So it has all begun. After a torturous 24 hour journey, in which I nearly missed a flight resulting in my name being called over the airport intercom, I am finally here! I’m 3 days in and to say that the experience has been crazy would be an understatement. I wanted a change – a jolt to my system – yet Hanoi has been more of an electric shock than a jolt. However, despite my severe electrocution, this place is slowly growing on me. The more damp, narrow alleys I walk down, the more vibrantly coloured buildings I pass, the more coffee I drink and the more humility I see in the locals’ eyes, the broader my smile becomes.
First impression of Vietnam: controlled chaos. I am SO glad I had a team of people to help and guide me as, if not, I’m pretty sure my face would be on the back of a milk carton right now. The entire team has been amazing and in all honesty, I can’t imagine doing any of it without them. They’ve settled me in, calmed my nerves and assured me that after orientation week, I’ll have more confidence in my teaching abilities. All is run from the comfort of our hotel, which is much more comfy and air conditioned (thank goodness!) than what I was expecting. The whole place is swarmed with interns and so you’re never alone in the elevator or without someone to chat to. Meals have become a huge social event with lunch and dinner being served ‘family style’. This makes it so much easier to mingle with different people and to try get accustomed to everyone’s accents! You would never think that we’re all speaking English. It’s pretty clear that there’s still lots to learn and adjust to but I know that’ll come as this orientation week progresses.

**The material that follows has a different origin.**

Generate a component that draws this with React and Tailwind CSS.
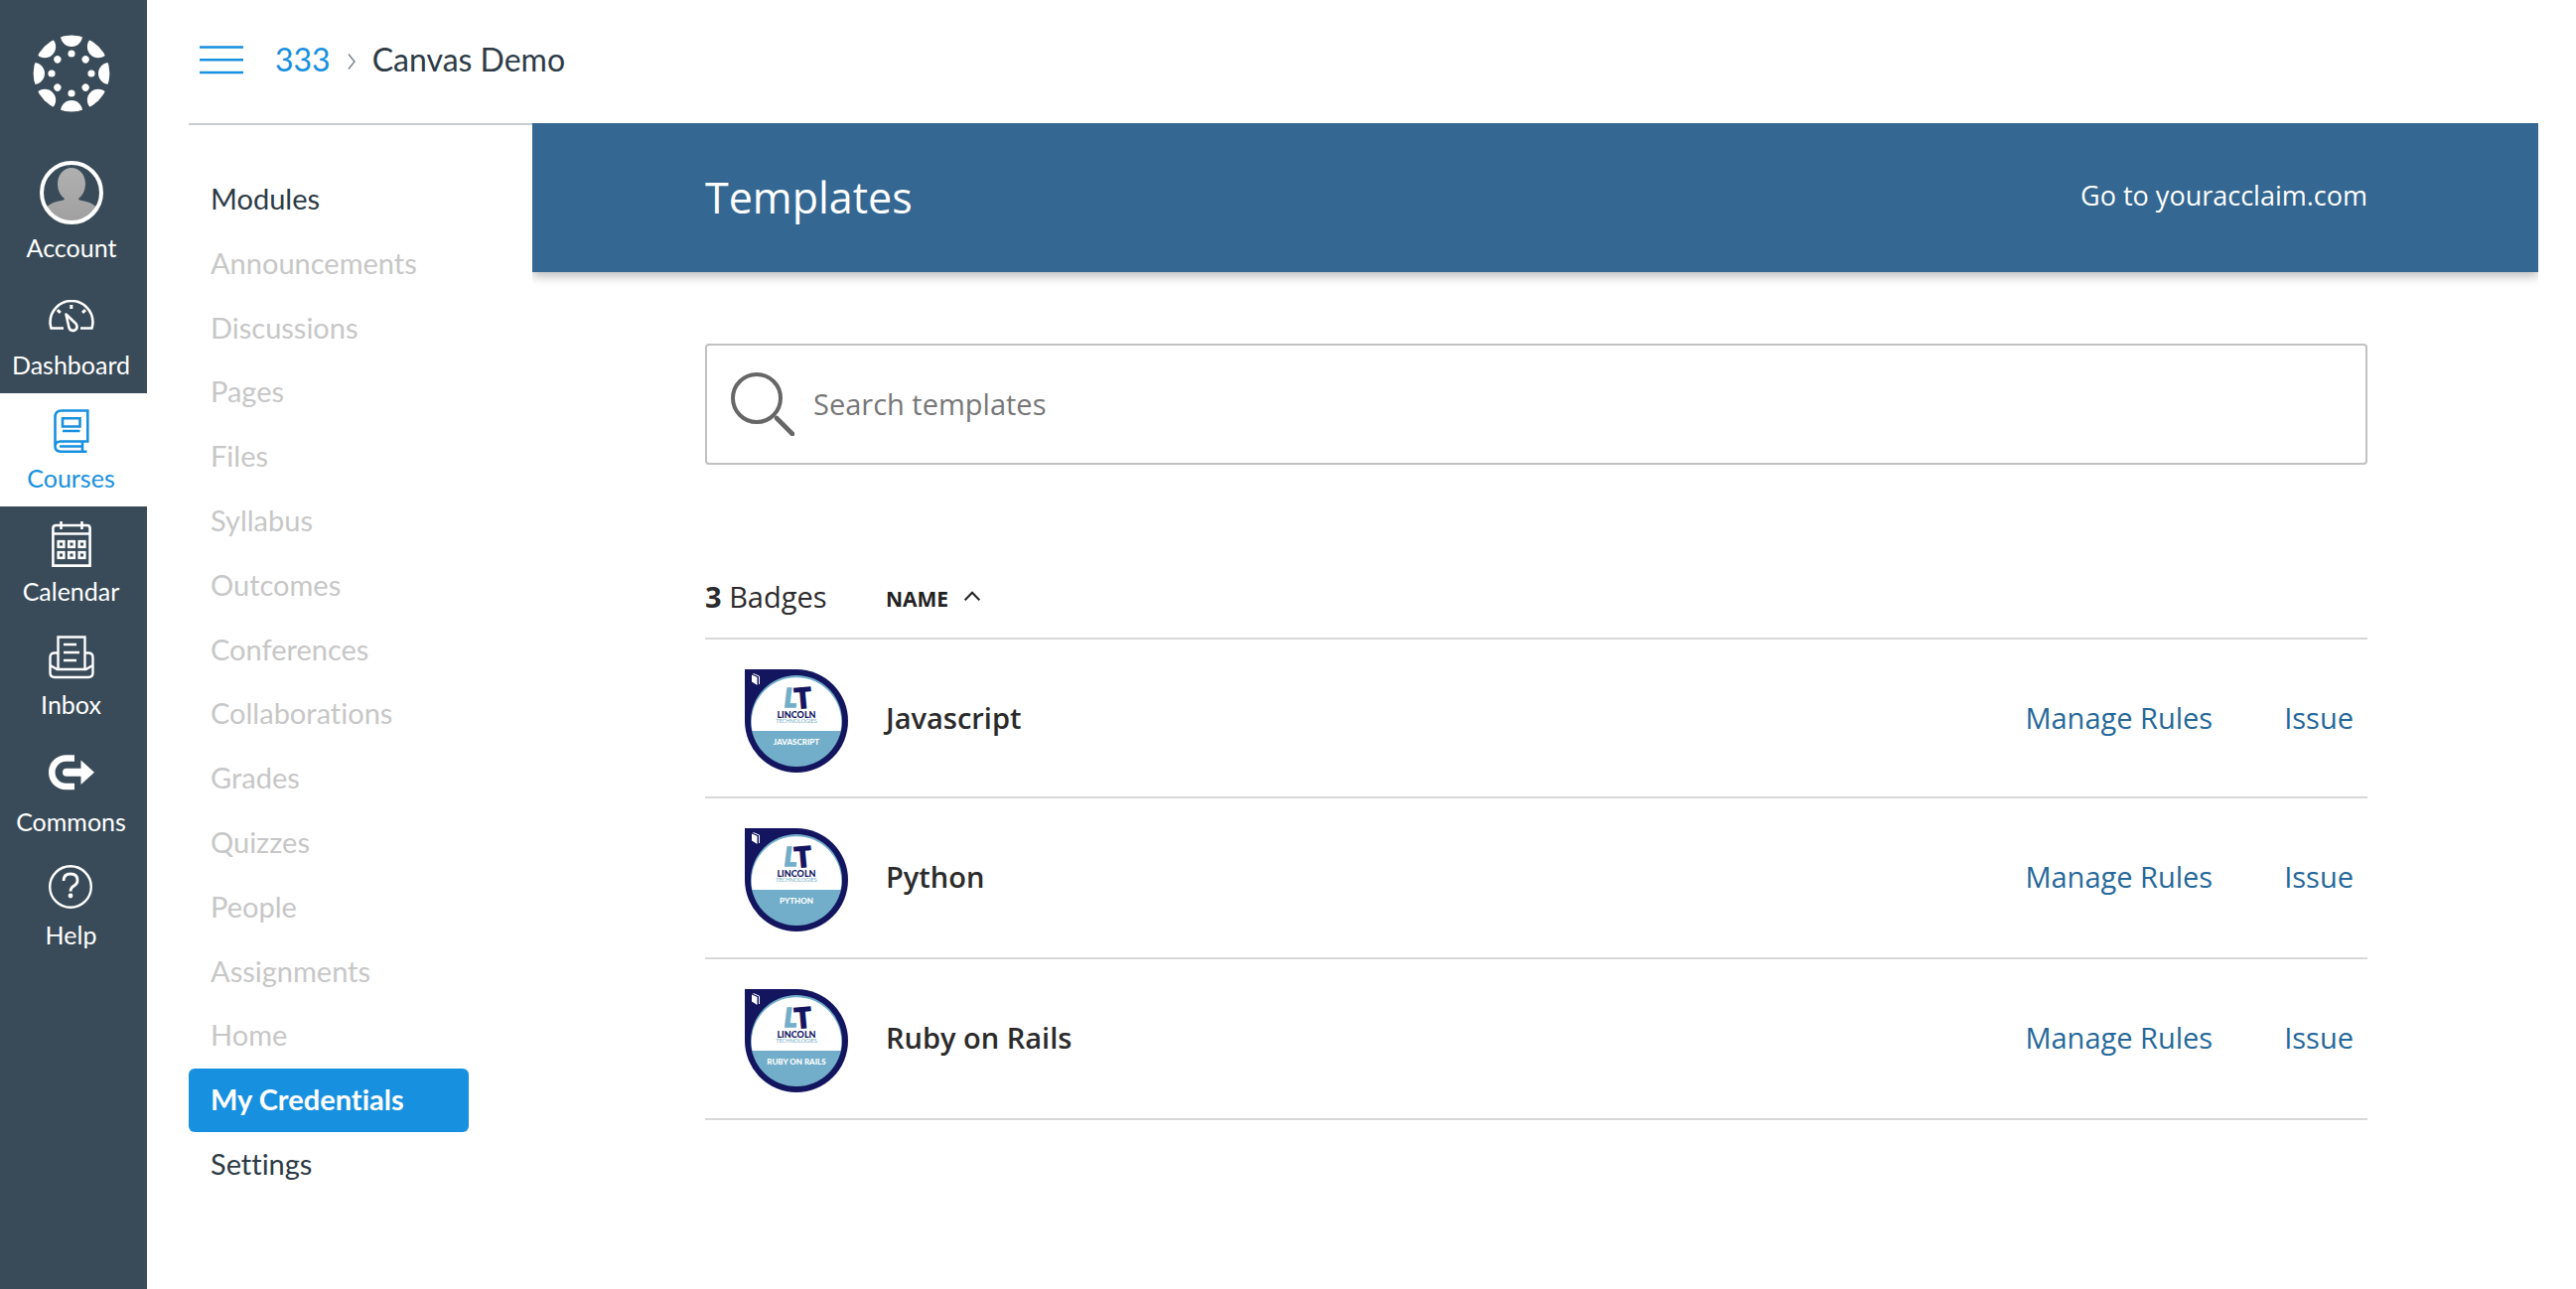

So despite the fact that all is running smoothly and I’ve been assured that I won’t be a completely useless teacher, there is one activity that has blown me away and that I know I will never be able to do – navigate a vehicle on the streets of Hanoi. Oh my sweet, lovely, baby Buddha! There are approximately 3.4 million scooters in the city of Hanoi and this becomes overwhelmingly apparent when you step outside. When gazing at a street the roads get continuously hit with one tsunami of scooters, mopeds and motorbikes after another. Some carrying a family of 5, some carrying a family of 5 and their dog, some carrying what seems like a year’s worth of toilet paper.
It is frighteningly impressive. To add to this, the rules of the roads are more like loose guidelines. The streets buzz with the constant sound of honking and hooting. From what I’ve gathered, all the noise is to notify other drivers that they’re riding beside them or want to pass, because clearly the use of review mirrors and indicators are too much of a bother. The most amazing thing however, is the fact that amongst the sea of horns, a driver knows if a honk or hoot is meant for them. It’s become very apparent that the Vietnamese simply have superior hearing. So as you can imagine, as a pedestrian, it is a harrowing experience trying to cross the road! I’m not exactly what one would call a spiritual person but I can’t help doing a couple of ‘Hail Marys’ before frantically running across. I think it’s fair to assume that in Vietnam, the chicken simply didn’t make it to the other side.
So to sum up these past few days: beautiful, sweaty, busy, eye-opening, exciting and humbling. As I fall asleep tonight to the soundtrack of the streets, I simply cannot wait to see what the rest of my time will have in store for me.